By Kirk Petersen
The Rt. Rev. Charles Edward Jenkins III, whose life and episcopacy were transformed by one of the worst natural disasters in American history, died of pancreatic cancer on April 9 at the age of 69.
Jenkins, a conservative who advocated against dividing the Episcopal Church, was the X Bishop of Louisiana in 2005 when Hurricane Katrina destroyed his home and much of New Orleans. In reporting his death, the local NOLA.com website wrote:
Safely evacuated but alone in Baton Rouge, he saw televised images of thousands of suffering New Orleanians, mostly Black people, stranded for the better part of a week at the Ernest N. Morial Convention Center.
The sight of their misery almost broke him, he said later. It compelled Jenkins, a white man in a majority-white church, to face systemic racial and economic inequities that he had seen in New Orleans but not appreciated. As national relief money poured in, Jenkins launched ministries that put the Louisiana diocese into new work such as building houses, running medical clinics and forging new relationships with African American neighborhoods and ministries.
Under his leadership, the diocese founded Jericho Road, a nonprofit homebuilder that has built or rehabilitated hundreds of homes in low-income neighborhoods in New Orleans and vicinity.
Bishop Jenkins was later diagnosed with post-traumatic stress disorder related to the hurricane, and cited this when announcing in 2008 that he would step down at the end of 2009.

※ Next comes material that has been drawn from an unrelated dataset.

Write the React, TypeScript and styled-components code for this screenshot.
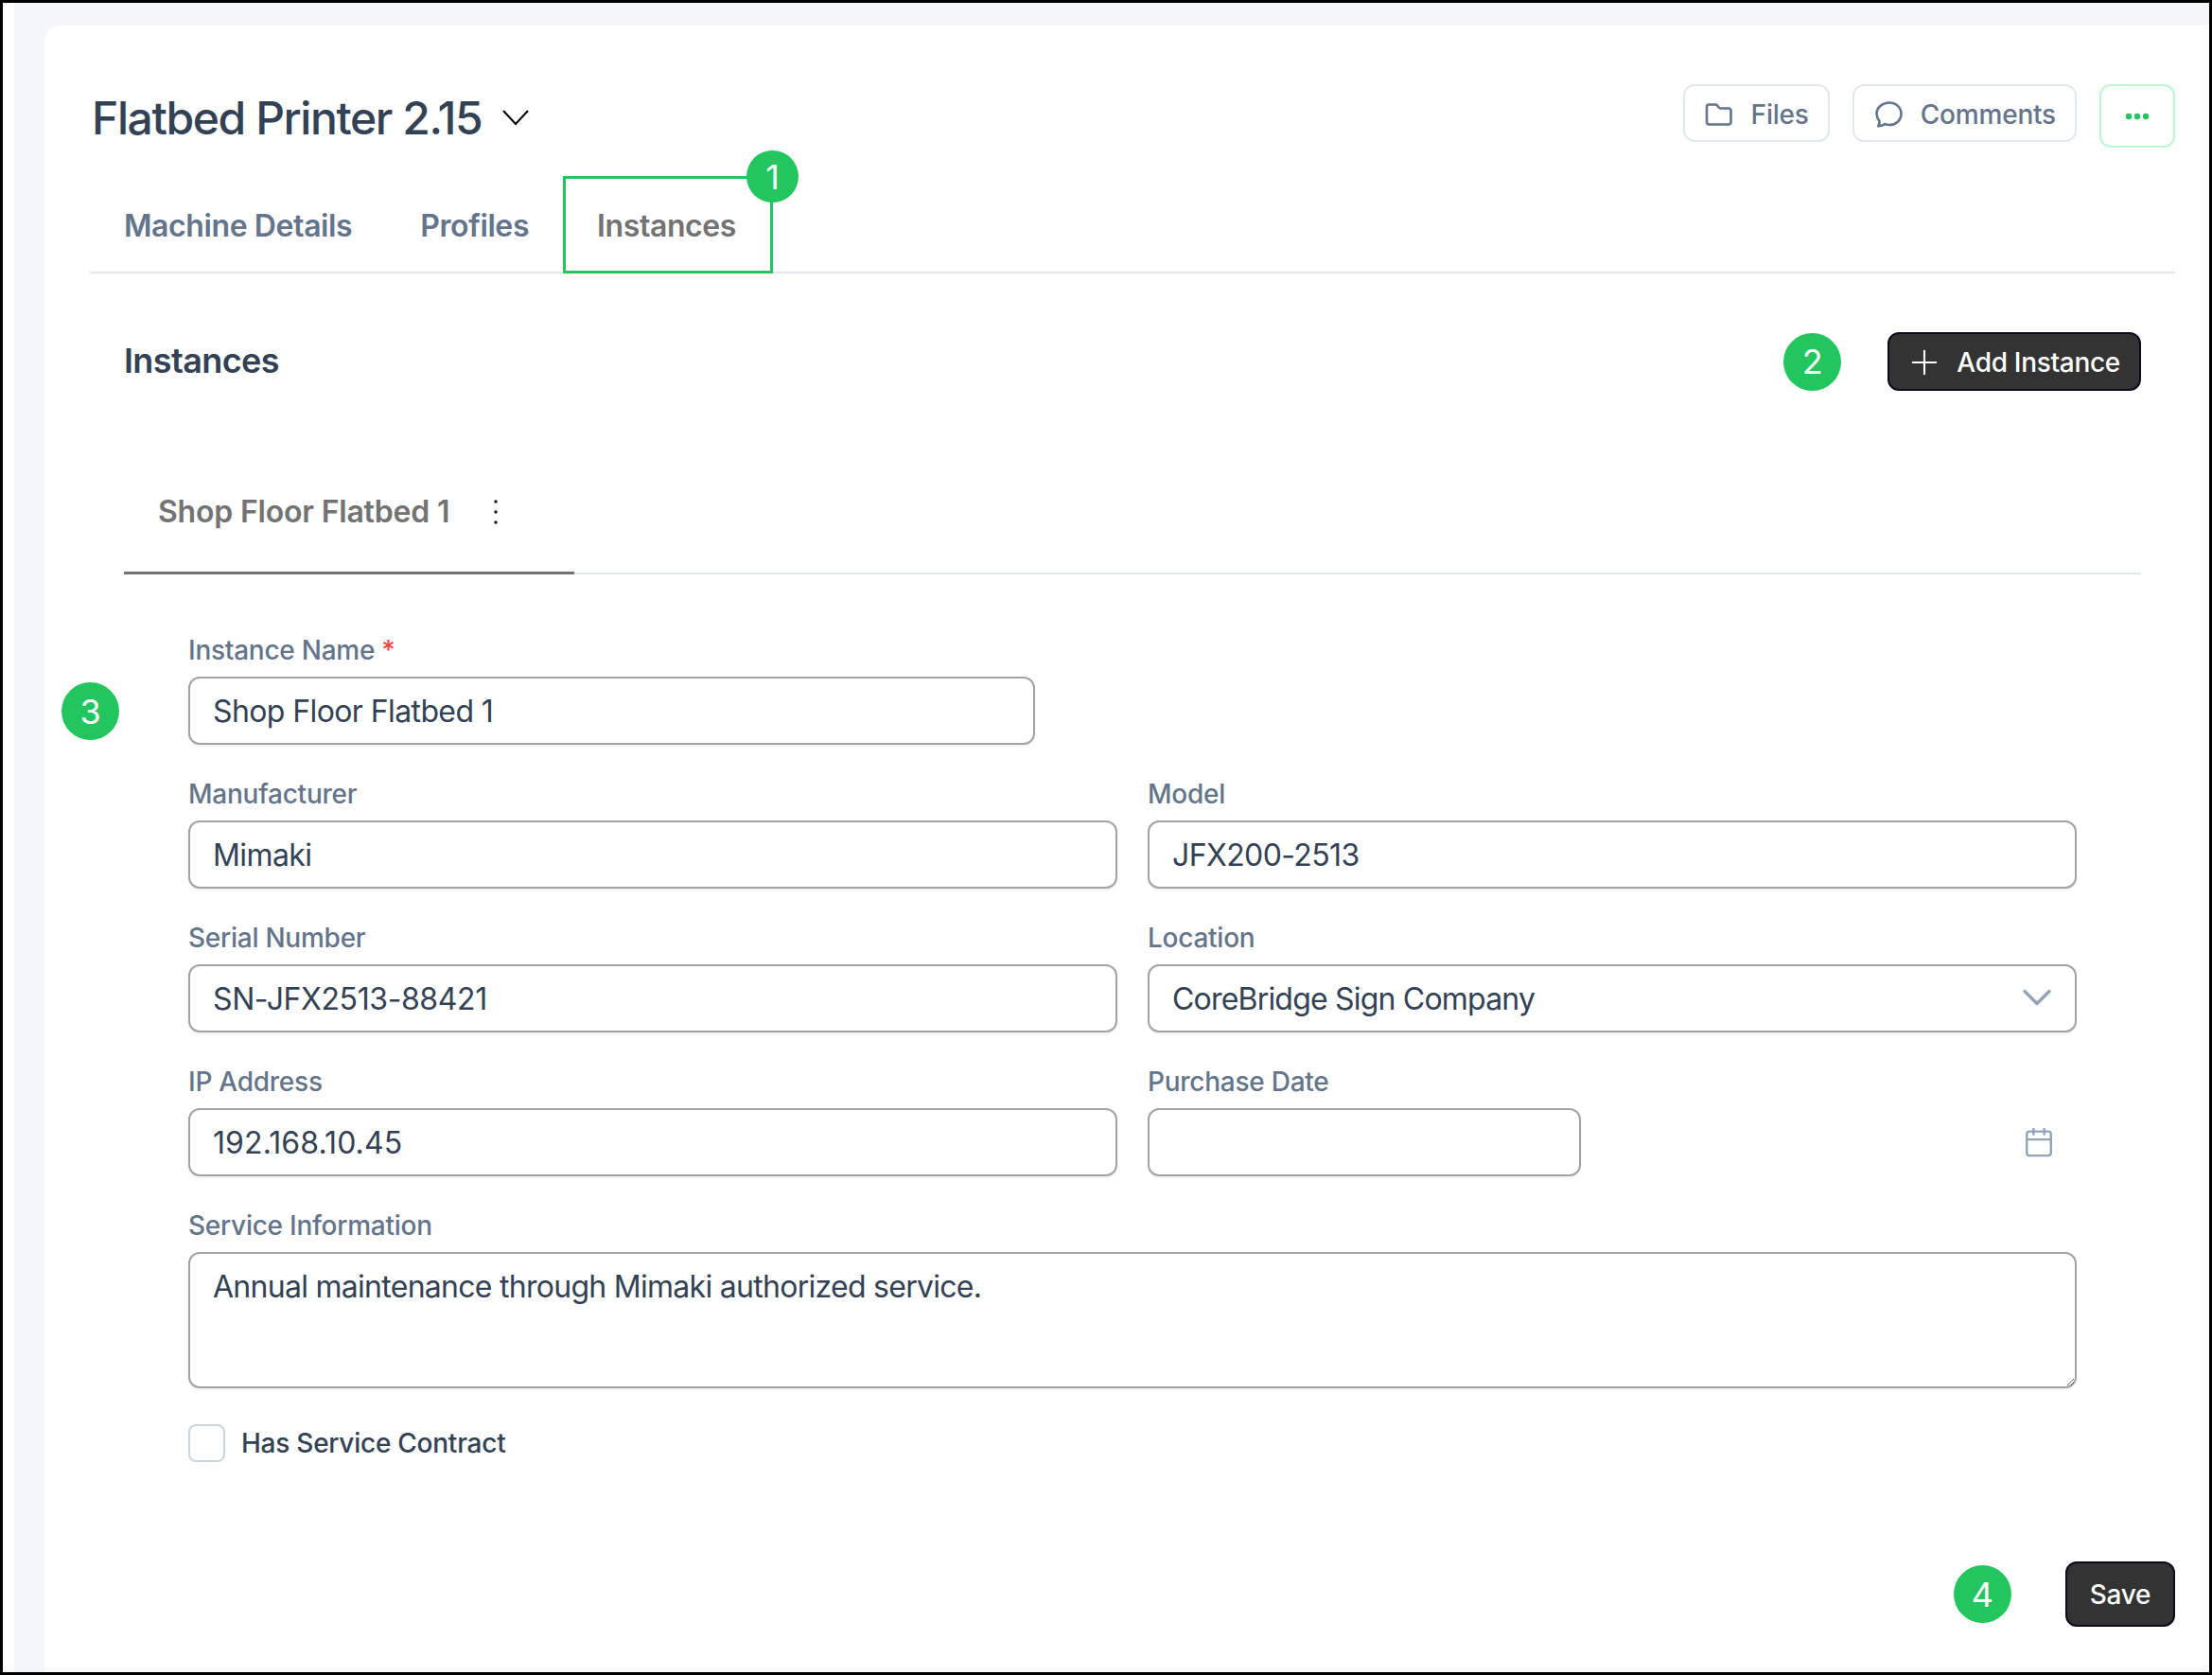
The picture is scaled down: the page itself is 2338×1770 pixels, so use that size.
import React from "react";
import styled, { createGlobalStyle } from "styled-components";
import { Calendar, ChevronDown, Plus } from "lucide-react";

const Global = createGlobalStyle`
  html, body { margin: 0; padding: 0; background: #fff; }
  * { box-sizing: border-box; }
  body { font-family: Inter, "Liberation Sans", sans-serif; }
`;

const Frame = styled.div`
  width: 2338px;
  height: 1770px;
  border: 3px solid #000;
  background: #fff;
  padding-left: 12px;
  overflow: hidden;
`;
const Backdrop = styled.div`
  height: 100%;
  background: #f5f6f8;
  padding: 24px 0 0 32px;
`;
const Card = styled.main`
  height: 100%;
  background: #fff;
  border-top-left-radius: 16px;
  padding: 62px 36px 0 48px;
`;
const Header = styled.header`
  display: flex;
  justify-content: space-between;
  align-items: flex-start;
  height: 67px;
`;
const TitleGroup = styled.div`
  display: flex;
  align-items: center;
  gap: 21px;
  margin: -1px 0 0 2px;
  height: 72px;
`;
const Title = styled.h1`
  margin: 0;
  font-size: 48px;
  font-weight: 550;
  letter-spacing: -1.4px;
  color: #334155;
`;
const Actions = styled.div`
  display: flex;
  align-items: flex-start;
  gap: 24px;
`;
const GhostButton = styled.button`
  display: flex;
  align-items: center;
  gap: 18px;
  height: 61px;
  padding: 2px 20px 0 20px;
  background: #fff;
  border: 2px solid #e2e8f0;
  border-radius: 12px;
  font: 500 28px Inter, sans-serif;
  letter-spacing: -0.2px;
  color: #64748b;
`;
const MoreButton = styled.button`
  display: flex;
  align-items: center;
  justify-content: center;
  width: 80px;
  height: 67px;
  background: #fff;
  border: 2px solid #bbf7d0;
  border-radius: 12px;
  padding: 0;
`;
const Tabs = styled.nav`
  display: flex;
  margin-top: 30px;
  height: 103px;
  border-bottom: 2px solid #e2e8f0;
`;
const Tab = styled.div<{ $marked?: boolean }>`
  position: relative;
  display: flex;
  align-items: center;
  height: 103px;
  padding: 1px ${(p) => (p.$marked ? 39 : 36)}px 0 36px;
  font-size: 32px;
  font-weight: 600;
  letter-spacing: -0.4px;
  color: ${(p) => (p.$marked ? "#737373" : "#64748b")};
  box-shadow: ${(p) => (p.$marked ? "inset 0 0 0 3px #22c55e" : "none")};
`;
const Badge = styled.span<{ $size?: number }>`
  display: flex;
  align-items: center;
  justify-content: center;
  flex: none;
  width: ${(p) => p.$size ?? 61}px;
  height: ${(p) => p.$size ?? 61}px;
  border-radius: 50%;
  background: #22c55e;
  color: #fff;
  font-size: 36px;
  font-weight: 400;
  letter-spacing: 0;
`;
const TabBadge = styled(Badge)`
  position: absolute;
  top: -27px;
  right: -27px;
`;
const FormBadge = styled(Badge)`
  position: absolute;
  left: -134px;
  top: 54px;
`;
const Section = styled.section`
  padding: 0 36px;
`;
const SectionHead = styled.div`
  display: flex;
  justify-content: space-between;
  align-items: center;
  margin-top: 62px;
  height: 62px;
`;
const SectionTitle = styled.h2`
  margin: -2px 0 0;
  font-size: 36px;
  font-weight: 600;
  letter-spacing: -0.6px;
  color: #334155;
`;
const HeadActions = styled.div<{ $gap: number }>`
  display: flex;
  align-items: center;
  gap: ${(p) => p.$gap}px;
`;
const DarkButton = styled.button`
  display: flex;
  align-items: center;
  justify-content: center;
  gap: 13px;
  height: 62px;
  padding: 2px 20px 0 16px;
  background: #333;
  border: 2px solid #0b0b1e;
  border-radius: 12px;
  color: #fff;
  font: 550 28px Inter, sans-serif;
  letter-spacing: -0.3px;
`;
const SaveButton = styled(DarkButton)`
  width: 116px;
  height: 69px;
  padding: 0;
`;
const InstanceTabs = styled.div`
  display: flex;
  margin-top: 62px;
  height: 132px;
  border-bottom: 2px solid #e2e8f0;
`;
const InstanceTab = styled.div`
  display: flex;
  align-items: center;
  gap: 46px;
  width: 476px;
  height: 132px;
  padding: 2px 0 0 36px;
  border-bottom: 3px solid #737373;
  font-size: 32px;
  font-weight: 600;
  letter-spacing: -0.2px;
  color: #737373;
`;
const Form = styled.form`
  display: grid;
  grid-template-columns: 982px 982px;
  column-gap: 32px;
  row-gap: 32px;
  padding: 60px 68px 0;
`;
const Field = styled.div<{ $full?: boolean }>`
  position: relative;
  grid-column: ${(p) => (p.$full ? "1 / -1" : "auto")};
`;
const Label = styled.label`
  display: block;
  height: 40px;
  margin-bottom: 8px;
  line-height: 40px;
  font-size: 28px;
  font-weight: 500;
  letter-spacing: -0.25px;
  color: #64748b;
`;
const Required = styled.span`
  color: #ef4444;
  margin-left: 7px;
`;
const Input = styled.input<{ $w?: number; $track?: number }>`
  display: block;
  width: ${(p) => (p.$w ? p.$w + "px" : "100%")};
  height: 72px;
  padding: 0 24px;
  background: #fff;
  border: 2px solid #a3a3a3;
  border-radius: 12px;
  box-shadow: 0 2px 3px rgba(0, 0, 0, 0.06);
  font: 400 32px Inter, sans-serif;
  letter-spacing: ${(p) => p.$track ?? -0.6}px;
  color: #334155;
  outline: none;
`;
const SelectBox = styled.div`
  position: relative;
  display: flex;
  align-items: center;
  height: 72px;
  padding: 0 24px;
  background: #fff;
  border: 2px solid #a3a3a3;
  border-radius: 12px;
  box-shadow: 0 2px 3px rgba(0, 0, 0, 0.06);
  font-size: 32px;
  letter-spacing: -0.8px;
  color: #334155;
`;
const SelectIcon = styled(ChevronDown)`
  position: absolute;
  right: 14px;
  top: 7px;
  color: #94a3b8;
`;
const DateIcon = styled(Calendar)`
  position: absolute;
  right: 23px;
  top: 67px;
  color: #94a3b8;
`;
const TextArea = styled.textarea`
  display: block;
  width: 100%;
  height: 144px;
  padding: 11px 24px;
  background: #fff;
  border: 2px solid #a3a3a3;
  border-radius: 12px;
  box-shadow: 0 2px 3px rgba(0, 0, 0, 0.06);
  font: 400 32px/48px Inter, sans-serif;
  letter-spacing: -0.72px;
  color: #334155;
  outline: none;
`;
const CheckRow = styled.div`
  grid-column: 1 / -1;
  display: flex;
  align-items: center;
  gap: 17px;
  margin-top: 6px;
  height: 40px;
  font-size: 28px;
  font-weight: 500;
  letter-spacing: -0.25px;
  color: #334155;
`;
const CheckBox = styled.span`
  width: 39px;
  height: 40px;
  background: #fff;
  border: 2px solid #cbd5e1;
  border-radius: 8px;
`;
const Footer = styled.footer`
  display: flex;
  justify-content: flex-end;
  margin-top: 105px;
`;

const FolderIcon = () => (
  <svg width="32" height="28" viewBox="0 0 32 28" fill="none" stroke="#64748b" strokeWidth="2.6" strokeLinejoin="round">
    <path d="M3 6a2.500 2.500 0 0 1 2.500-2.500h6.600c.8 0 1.500.4 2 1l1.600 2c.5.6 1.200 1 2 1h8.300a2.500 2.500 0 0 1 2.500 2.500v12a2.500 2.500 0 0 1-2.500 2.500h-20A2.500 2.500 0 0 1 3 22z" />
  </svg>
);
const BubbleIcon = () => (
  <svg width="32" height="30" viewBox="0 0 32 30" fill="none" stroke="#64748b" strokeWidth="2.6" strokeLinejoin="round">
    <path d="M17 2.500c7 0 12.500 5 12.500 11.800S24 26 17 26c-1.700 0-3.300-.3-4.800-.9-1.800 1.400-4.200 2.200-7 2.200.9-1.500 1.400-3.200 1.400-5C4.800 20 3.500 17.300 3.500 14.300 3.500 7.500 10 2.500 17 2.500z" />
  </svg>
);
const DotsIcon = () => (
  <svg width="26" height="8" viewBox="0 0 26 8" fill="#22c55e">
    <circle cx="4" cy="4" r="3.2" />
    <circle cx="13" cy="4" r="3.2" />
    <circle cx="22" cy="4" r="3.2" />
  </svg>
);
const KebabIcon = () => (
  <svg width="6" height="28" viewBox="0 0 6 28" fill="#222">
    <circle cx="3" cy="3" r="1.800" />
    <circle cx="3" cy="14" r="1.800" />
    <circle cx="3" cy="25" r="1.800" />
  </svg>
);
const TitleChevron = () => (
  <svg width="30" height="18" viewBox="0 0 30 18" fill="none" stroke="#000" strokeWidth="2">
    <path d="M2 2l13 14L28 2" />
  </svg>
);

export default function App() {
  return (
    <>
      <Global />
      <Frame>
        <Backdrop>
          <Card>
            <Header>
              <TitleGroup>
                <Title>Flatbed Printer 2.15</Title>
                <TitleChevron />
              </TitleGroup>
              <Actions>
                <GhostButton>
                  <FolderIcon />
                  Files
                </GhostButton>
                <GhostButton>
                  <BubbleIcon />
                  Comments
                </GhostButton>
                <MoreButton aria-label="More">
                  <DotsIcon />
                </MoreButton>
              </Actions>
            </Header>
            <Tabs>
              <Tab>Machine Details</Tab>
              <Tab>Profiles</Tab>
              <Tab $marked>
                Instances
                <TabBadge $size={55}>1</TabBadge>
              </Tab>
            </Tabs>
            <Section>
              <SectionHead>
                <SectionTitle>Instances</SectionTitle>
                <HeadActions $gap={49}>
                  <Badge>2</Badge>
                  <DarkButton>
                    <Plus size={42} strokeWidth={1.2} />
                    Add Instance
                  </DarkButton>
                </HeadActions>
              </SectionHead>
              <InstanceTabs>
                <InstanceTab>
                  Shop Floor Flatbed 1
                  <KebabIcon />
                </InstanceTab>
              </InstanceTabs>
              <Form>
                <Field $full>
                  <Label>
                    Instance Name<Required>*</Required>
                  </Label>
                  <Input $w={895} defaultValue="Shop Floor Flatbed 1" />
                  <FormBadge>3</FormBadge>
                </Field>
                <Field>
                  <Label>Manufacturer</Label>
                  <Input defaultValue="Mimaki" />
                </Field>
                <Field>
                  <Label>Model</Label>
                  <Input defaultValue="JFX200-2513" />
                </Field>
                <Field>
                  <Label>Serial Number</Label>
                  <Input $track={-0.4} defaultValue="SN-JFX2513-88421" />
                </Field>
                <Field>
                  <Label>Location</Label>
                  <SelectBox>
                    CoreBridge Sign Company
                    <SelectIcon size={52} strokeWidth={1.6} />
                  </SelectBox>
                </Field>
                <Field>
                  <Label>IP Address</Label>
                  <Input $track={0.1} defaultValue="192.168.10.45" />
                </Field>
                <Field>
                  <Label>Purchase Date</Label>
                  <Input $w={458} />
                  <DateIcon size={34} strokeWidth={1.7} />
                </Field>
                <Field $full>
                  <Label>Service Information</Label>
                  <TextArea defaultValue="Annual maintenance through Mimaki authorized service." />
                </Field>
                <CheckRow>
                  <CheckBox />
                  Has Service Contract
                </CheckRow>
              </Form>
            </Section>
            <Footer>
              <HeadActions $gap={57}>
                <Badge>4</Badge>
                <SaveButton>Save</SaveButton>
              </HeadActions>
            </Footer>
          </Card>
        </Backdrop>
      </Frame>
    </>
  );
}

In a TLC article about his unsuccessful candidacy for presiding bishop in 2006, Jenkins said “We all saw that what existed in New Orleans prior to Katrina was far off the mark of God’s will for creation. Therefore, the church in Louisiana is about the work of transformation. We are trying to give opportunity for the betterment of lives and the building of a better New Orleans that respects the dignity of every human being.”
Jenkins was a traditionalist on issues of sexuality, and in 2003 voted against consecration of Gene Robinson as the first openly gay bishop. But he also worked with more liberal bishops at a pivotal meeting in 2007 to try to defuse the potential for dividing the Church.
E. Mark Stevenson, currently the presiding bishop’s canon for ministry within the Episcopal Church, served as canon to the ordinary for Bishop Jenkins. He called Jenkins “one of the greatest men I have ever known” in a Facebook post:
He had an ability to think and act strategically in the face of personal or systemic anxiety that is far too rare in these days. He became a champion for the oppressed, a crusader for justice, and a seeker of the Beloved Community. He was prayerful to the depths of his being. He was, and is, a child of the Living God.
Jenkins was a 1976 graduate of Nashotah House seminary, and was ordained by the man he would later succeed as Bishop of Louisiana, the Rt. Rev. James Brown. He was elected bishop coadjutor in 1997, and became bishop diocesan upon Brown’s retirement in March 1998.